Every generation or so, in study courses in the Humanities, writers and works are discarded and replaced with new ones. When the English literature and language were first introduced in Indian colleges and schools, a fierce debate raged in Britain between the Orientalists who knew something about our classical languages such as Sanskrit, Persian and Arabic and the Evangelists who had gained a strong foothold.
The latter group saw our own literature as something to be avoided — what with gods fighting humans and animals and demons prevailing occasionally and all of them going through birth after birth. Even in the choice of writers from English literature they were careful to prescribe only those works that they felt would “elevate” the natives, were sure to “civilise” them and give them some “moral polish”. “No” to Keats’s Eve of St Agnes and “yes” to John Milton’s Paradise Lost. Fifty years ago, Thomas Carlyle, John Ruskin and Charles Lamb were prescribed in the BA English Literature syllabus, but some time in the 1980s, they disappeared. Rare is the student of English literature today who has read William Hazlitt or even heard of him.
Literary writers and their concerns fall out of fashion, but should history be viewed in the same way? When my brother and I were 14, my father handed us a heavy hardbound book. It was Nehru’s Glimpses of World History, a second reprint of the second edition published in India as a single volume in 1962. Its first printing in India was in 1934, and comprised 196 letters written by Nehru to his daughter, Indira Priyadarshini. Written more than 80 years ago from various prisons of British India, he opens by saying, “I am writing these lines while I have the chance to do so, before events forestall me…I do not know when or where these letters will be published, or whether they will be published at all, for India is a strange land today and it is difficult to prophesy.” He goes on to say that he is sad about not being able to send her any “material” gift from prison, so he would try to give her something he could “afford”, a series of letters from his heart.
Based on notes kept about books he had read and relying heavily on H.G. Wells’s An Outline of History, these letters are one-on-one history lessons: highly personal, emotional and written with the depth and perception of a true humanist who rarely condemned but strove to understand the psychology of social leaders, thinkers, tyrants and princes.
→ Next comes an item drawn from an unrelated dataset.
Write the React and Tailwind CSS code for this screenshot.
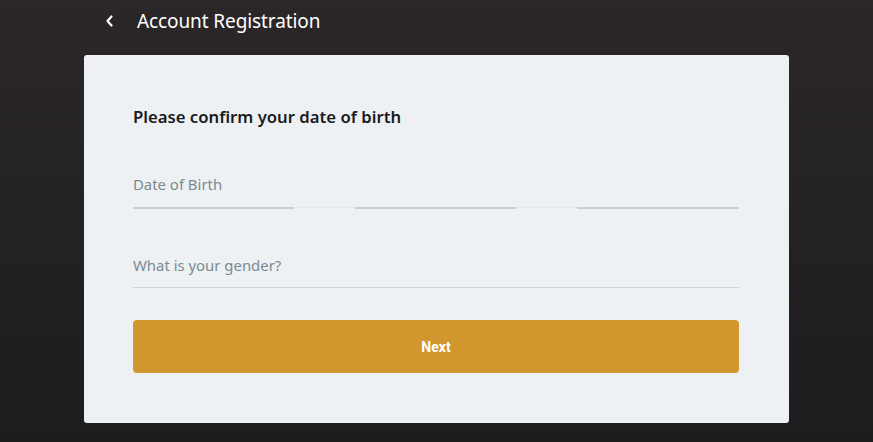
import React from "react";

export default function App() {
  return (
    <div
      className="w-full h-[442px] overflow-hidden bg-gradient-to-b from-[#2b2728] to-[#1d1c1e]"
      style={{ fontFamily: '"Noto Sans", "Open Sans", sans-serif' }}
    >
      <div className="mx-[84px]">
        <div className="h-[55px] flex items-center pl-[21px] pb-[12px]">
          <svg width="9" height="12" viewBox="0 0 9 12" className="mr-[23px] -mt-[2px]">
            <path d="M6.5 1.5 L2.5 6 L6.5 10.5" stroke="#ffffff" strokeWidth="2.2" fill="none" strokeLinecap="round" strokeLinejoin="round" />
          </svg>
          <span className="text-[19px] text-white tracking-[-0.1px]">Account Registration</span>
        </div>
        <div className="bg-[#edf1f3] rounded-[3px] h-[368px] pt-[50px] pl-[49px] pr-[50px]">
          <h1 className="text-[16.7px] font-semibold text-[#1b1b1b] leading-[24px]">
            Please confirm your date of birth
          </h1>
          <div className="mt-[44px]">
            <div className="text-[14.9px] text-[#7b8a91] leading-[22px]">Date of Birth</div>
            <div className="flex mt-[12px]">
              <div className="w-[161px] h-[2px] bg-[#c8ced1]" />
              <div className="w-[61px] h-[1px] bg-[#e4e8ea]" />
              <div className="w-[161px] h-[2px] bg-[#c8ced1]" />
              <div className="w-[61px] h-[1px] bg-[#e4e8ea]" />
              <div className="flex-1 h-[2px] bg-[#c8ced1]" />
            </div>
          </div>
          <div className="mt-[45px]">
            <div className="text-[14.9px] text-[#7b8a91] leading-[22px]">What is your gender?</div>
            <div className="mt-[11px] h-[1px] bg-[#ccd3d6]" />
          </div>
          <button
            className="mt-[32px] w-full h-[53px] rounded-[4px] bg-[#d2962f] text-white text-[14px] font-bold flex items-center justify-center pt-[2px]"
            style={{ fontFamily: 'Roboto, "Liberation Sans", sans-serif' }}
          >
            Next
          </button>
        </div>
      </div>
    </div>
  );
}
He wanted his daughter to know why people did what they did and how events in one part of the world gradually affected what happened elsewhere — sometimes very rapidly, sometimes much, much later.
The first letter is dated October 26, 1930, on Indira’s 13th birthday. Though according to our modern calendar, her birthday falls on November 19, her father’s greetings follow the Samvat almanac — therefore, the date of October 26. The style and passion of Nehru’s letters inspired me to read on my own and explore world history in books that I was too immature to have located on my own. Indeed, he himself says that he was going to write about history because he was not happy about the way it was taught in schools.
Some of the letters are like milestones in my memory: A thousand years of China; The village republics of India; A famous conqueror but a conceited young man; South India overshadows the North; A jump back to Mohen-jo-daro and many others. Considered one of the first attempts at historiography from a non-Eurocentric angle, his chapter on Genghis Khan and the Mongol invasion overturned the prevailing European views of his time. If I could wish something for every Indian child, it would be that they each receive a copy as a birthday present because one of the lines from the book is both relevant and significant even today: “It would be foolish not to recognise the greatness of Europe. But it would be equally foolish to forget the greatness of Asia.”